To top it all, “Prometheus Unbound” was also an acrostic poem. When the magazine came out with the poem, word soon got around that the capitalized first letters of the lines, if read downwards, spelled out a Tagalog slogan that activists shouted in the streets before martial law: MARCOS HITLER DIKTADOR TUTA, meaning, Marcos, Hitler, Dictator, Running Dog. The military quickly swooped down on newstands and pulled out all unsold copies of the magazine.
This brings me back to the topic that I’m supposed to be discussing in this lecture: what is the role of the writer in the making of a just and humane society?
I will go further back, back to my youthful days, when I thought that the role of the writer, the task of the writer, is plain and simple: to write.
If you sincerely believe that you can build a just and humane society by running for public office, or by working with nonprofit organizations, or by marching in the streets, then, by all means, feel free to do so. Writers and artists, after all, are also citizens and must concern themselves not only with their art but also with the issues and problems confronting their society and their country.
But if you see yourself as a writer, then your primary task is clear: Write.
Write a song describing your utopian vision of what a just and humane society should be. Write a poem denouncing the injustice and inhumanity of governments that violate human rights. Write a story exposing the tyranny and the repression that make people’s lives miserable. Write a play extolling the work of those who fight for freedom and democracy.
Above all, in writing, tell the truth. Write with metaphors and symbolism, or write with bluntness and without disguise, but tell the truth.
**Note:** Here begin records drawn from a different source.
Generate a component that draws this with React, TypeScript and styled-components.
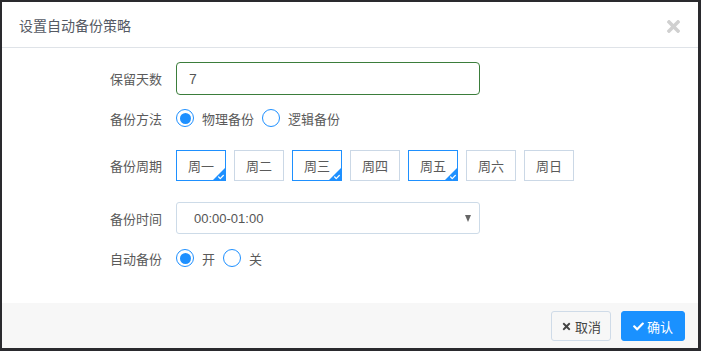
import React, { useState } from "react"
import styled, { createGlobalStyle } from "styled-components"
import { FaTimes, FaCheck } from "react-icons/fa"

const GlobalStyle = createGlobalStyle`
  html, body {
    margin: 0;
    padding: 0;
    background: #2a2a2e;
  }
  body {
    font-family: "Noto Sans CJK SC", "Noto Sans", sans-serif;
  }
`

const Page = styled.div`
  width: 701px;
  height: 351px;
  padding: 2px 3px 3px 2px;
  box-sizing: border-box;
`

const Modal = styled.div`
  height: 100%;
  background: #fff;
  display: flex;
  flex-direction: column;
`

const Header = styled.div`
  height: 45px;
  display: flex;
  align-items: center;
  justify-content: space-between;
  padding: 0 15px 0 17px;
  border-bottom: 1px solid #dfe3e8;
`

const Title = styled.div`
  font-size: 14px;
  color: #555a64;
`

const Close = styled.span`
  color: #d0d0d0;
  font-size: 19px;
  display: flex;
  margin-top: 3px;
`

const Body = styled.div`
  flex: 1;
  padding: 14px 0 0 0;
  display: flex;
  flex-direction: column;
`

const Row = styled.div<{ h: number }>`
  display: flex;
  align-items: center;
  height: ${({ h }) => h}px;
`

const Label = styled.div`
  width: 160px;
  text-align: right;
  padding-right: 14px;
  font-size: 13px;
  color: #5a5a5a;
`

const TextInput = styled.input`
  width: 304px;
  height: 33px;
  box-sizing: border-box;
  border: 1px solid #3b7d3b;
  border-radius: 4px;
  padding: 0 12px;
  font-size: 14px;
  color: #555;
  font-family: "Liberation Sans", sans-serif;
  outline: none;
`

const Radios = styled.div`
  display: flex;
  align-items: center;
  gap: 8px;
`

const RadioItem = styled.label`
  display: flex;
  align-items: center;
  gap: 8px;
  font-size: 13px;
  color: #5a5a5a;
  cursor: pointer;
`

const Dot = styled.span<{ on: boolean }>`
  width: 18px;
  height: 18px;
  box-sizing: border-box;
  border-radius: 50%;
  border: 1.5px solid #1e90ff;
  display: flex;
  align-items: center;
  justify-content: center;
  &::after {
    content: "";
    width: 11px;
    height: 11px;
    border-radius: 50%;
    background: ${({ on }) => (on ? "#1e90ff" : "transparent")};
  }
`

const Days = styled.div`
  display: flex;
  gap: 8px;
`

const Day = styled.div<{ on: boolean }>`
  position: relative;
  width: 50px;
  height: 31px;
  box-sizing: border-box;
  border: 1px solid ${({ on }) => (on ? "#1e90ff" : "#cbd8e6")};
  display: flex;
  align-items: center;
  justify-content: center;
  font-size: 13px;
  color: #5a5a5a;
  cursor: pointer;
  overflow: hidden;
`

const Corner = styled.span`
  position: absolute;
  right: 0;
  bottom: 0;
  width: 0;
  height: 0;
  border-style: solid;
  border-width: 0 0 12px 12px;
  border-color: transparent transparent #1e90ff transparent;
`

const CornerTick = styled.span`
  position: absolute;
  right: 1px;
  bottom: 0;
  color: #fff;
  font-size: 6px;
  display: flex;
`

const Select = styled.div`
  width: 304px;
  height: 32px;
  box-sizing: border-box;
  border: 1px solid #cddbe8;
  border-radius: 3px;
  display: flex;
  align-items: center;
  justify-content: space-between;
  padding: 0 8px 0 17px;
  font-size: 13px;
  color: #555;
  font-family: "Liberation Sans", sans-serif;
`

const Caret = styled.span`
  width: 0;
  height: 0;
  border-left: 3.5px solid transparent;
  border-right: 3.5px solid transparent;
  border-top: 7px solid #666;
`

const Footer = styled.div`
  height: 45px;
  background: #f7f7f7;
  display: flex;
  justify-content: flex-end;
  align-items: flex-start;
  padding: 8px 13px 0 0;
  box-sizing: border-box;
  gap: 10px;
`

const Button = styled.button<{ primary?: boolean }>`
  height: 30px;
  padding: 0 ${({ primary }) => (primary ? "11px" : "9px")};
  border-radius: 3px;
  border: 1px solid ${({ primary }) => (primary ? "#1a91ff" : "#cfdbe8")};
  background: ${({ primary }) => (primary ? "#1a91ff" : "#f7f7f7")};
  color: ${({ primary }) => (primary ? "#fff" : "#444")};
  font-size: 13px;
  font-family: "Noto Sans CJK SC", sans-serif;
  display: flex;
  align-items: center;
  gap: 3px;
  cursor: pointer;
  svg {
    font-size: 11px;
  }
`

const days = ["周一", "周二", "周三", "周四", "周五", "周六", "周日"]

export default function App() {
  const [method, setMethod] = useState(0)
  const [auto, setAuto] = useState(true)
  const [sel, setSel] = useState([true, false, true, false, true, false, false])

  const toggle = (i: number) =>
    setSel(s => s.map((v, j) => (j === i ? !v : v)))

  return (
    <Page>
      <GlobalStyle />
      <Modal>
        <Header>
          <Title>设置自动备份策略</Title>
          <Close>
            <FaTimes />
          </Close>
        </Header>
        <Body>
          <Row h={33}>
            <Label>保留天数</Label>
            <TextInput defaultValue="7" />
          </Row>
          <Row h={46}>
            <Label>备份方法</Label>
            <Radios>
              <RadioItem onClick={() => setMethod(0)}>
                <Dot on={method === 0} />
                物理备份
              </RadioItem>
              <RadioItem onClick={() => setMethod(1)}>
                <Dot on={method === 1} />
                逻辑备份
              </RadioItem>
            </Radios>
          </Row>
          <Row h={49}>
            <Label>备份周期</Label>
            <Days>
              {days.map((d, i) => (
                <Day key={d} on={sel[i]} onClick={() => toggle(i)}>
                  {d}
                  {sel[i] && (
                    <>
                      <Corner />
                      <CornerTick>
                        <FaCheck />
                      </CornerTick>
                    </>
                  )}
                </Day>
              ))}
            </Days>
          </Row>
          <Row h={56}>
            <Label>备份时间</Label>
            <Select>
              00:00-01:00
              <Caret />
            </Select>
          </Row>
          <Row h={24}>
            <Label>自动备份</Label>
            <Radios>
              <RadioItem onClick={() => setAuto(true)}>
                <Dot on={auto} />开
              </RadioItem>
              <RadioItem onClick={() => setAuto(false)}>
                <Dot on={!auto} />关
              </RadioItem>
            </Radios>
          </Row>
        </Body>
        <Footer>
          <Button>
            <FaTimes />
            取消
          </Button>
          <Button primary>
            <FaCheck />
            确认
          </Button>
        </Footer>
      </Modal>
    </Page>
  )
}
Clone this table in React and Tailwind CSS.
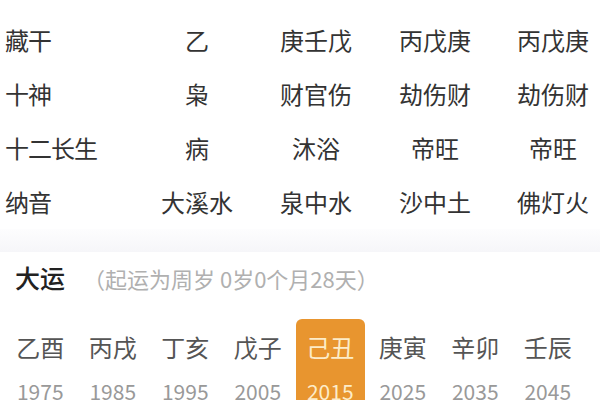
import React from 'react';

const rows = [
  { label: '藏干', values: ['乙', '庚壬戊', '丙戊庚', '丙戊庚'] },
  { label: '十神', values: ['枭', '财官伤', '劫伤财', '劫伤财'] },
  { label: '十二长生', values: ['病', '沐浴', '帝旺', '帝旺'] },
  { label: '纳音', values: ['大溪水', '泉中水', '沙中土', '佛灯火'] },
];

const dayun = [
  { gz: '乙酉', year: 1975 },
  { gz: '丙戌', year: 1985 },
  { gz: '丁亥', year: 1995 },
  { gz: '戊子', year: 2005 },
  { gz: '己丑', year: 2015, active: true },
  { gz: '庚寅', year: 2025 },
  { gz: '辛卯', year: 2035 },
  { gz: '壬辰', year: 2045 },
];

const App = () => {
  return (
    <div
      className="w-[600px] h-[400px] overflow-hidden bg-white"
      style={{ fontFamily: '"Noto Sans CJK SC", "Noto Sans", sans-serif' }}
    >
      {/* Pillar details */}
      <div className="pt-[13px]">
        {rows.map((row) => (
          <div
            key={row.label}
            className="grid grid-cols-[138px_118px_120px_118px_118px] h-[54px] items-center text-[24px] text-[#333]"
          >
            <div className="pl-[5px] whitespace-nowrap tracking-[-1px]">{row.label}</div>
            {row.values.map((v, i) => (
              <div key={i} className="text-center whitespace-nowrap">
                {v}
              </div>
            ))}
          </div>
        ))}
      </div>

      {/* Divider band */}
      <div className="h-[23px] bg-gradient-to-b from-[#fdfdfe] to-[#f6f6f9]" />

      {/* Da Yun */}
      <div className="h-[52px] flex items-center pl-[15px]">
        <span className="text-[25px] font-medium text-[#222]">大运</span>
        <span className="ml-[18px] text-[22px] text-[#b0b0b0]">（起运为周岁 0岁0个月28天）</span>
      </div>

      <div className="mt-[15px] grid grid-cols-8 pl-[4px] w-[584px]">
        {dayun.map((d) => (
          <div key={d.year} className="flex justify-center">
            <div
              className={
                d.active
                  ? 'w-[69px] h-[90px] rounded-t-[6px] bg-[#e8952f] flex flex-col items-center'
                  : 'w-[69px] h-[90px] flex flex-col items-center'
              }
            >
              <div
                className={
                  d.active
                    ? 'mt-[12px] text-[24px] leading-[32px] text-[#fdecc8]'
                    : 'mt-[12px] text-[24px] leading-[32px] text-[#555]'
                }
              >
                {d.gz}
              </div>
              <div
                className={
                  d.active
                    ? 'mt-[14px] text-[21px] leading-[28px] text-[#fdecc8]'
                    : 'mt-[14px] text-[21px] leading-[28px] text-[#999]'
                }
              >
                {d.year}
              </div>
            </div>
          </div>
        ))}
      </div>
    </div>
  );
};

export default App;
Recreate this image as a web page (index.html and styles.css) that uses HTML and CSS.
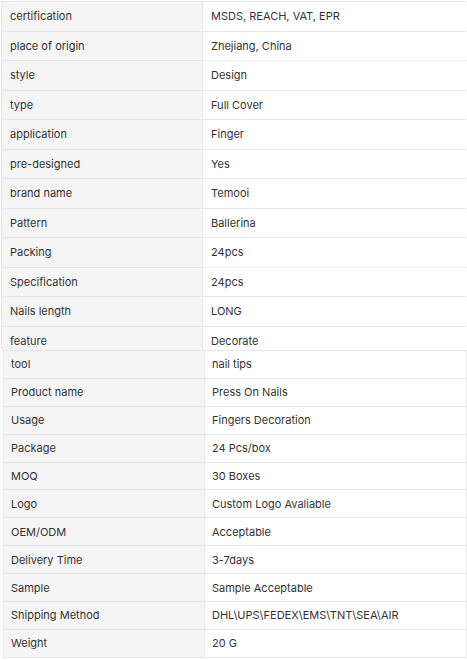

There was a time in my country, in the time of martial rule, when the dictator’s wife dictated that artists and cultural workers should deal with “the good, the true, and the beautiful.” That phrase has a nice ring to it, but the really important thing is to write about what’s true. What’s true is good, even if brings you misery and pain in a dictator’s prison. What’s true is beautiful, even if the dictator’s wife finds it ugly and revolting.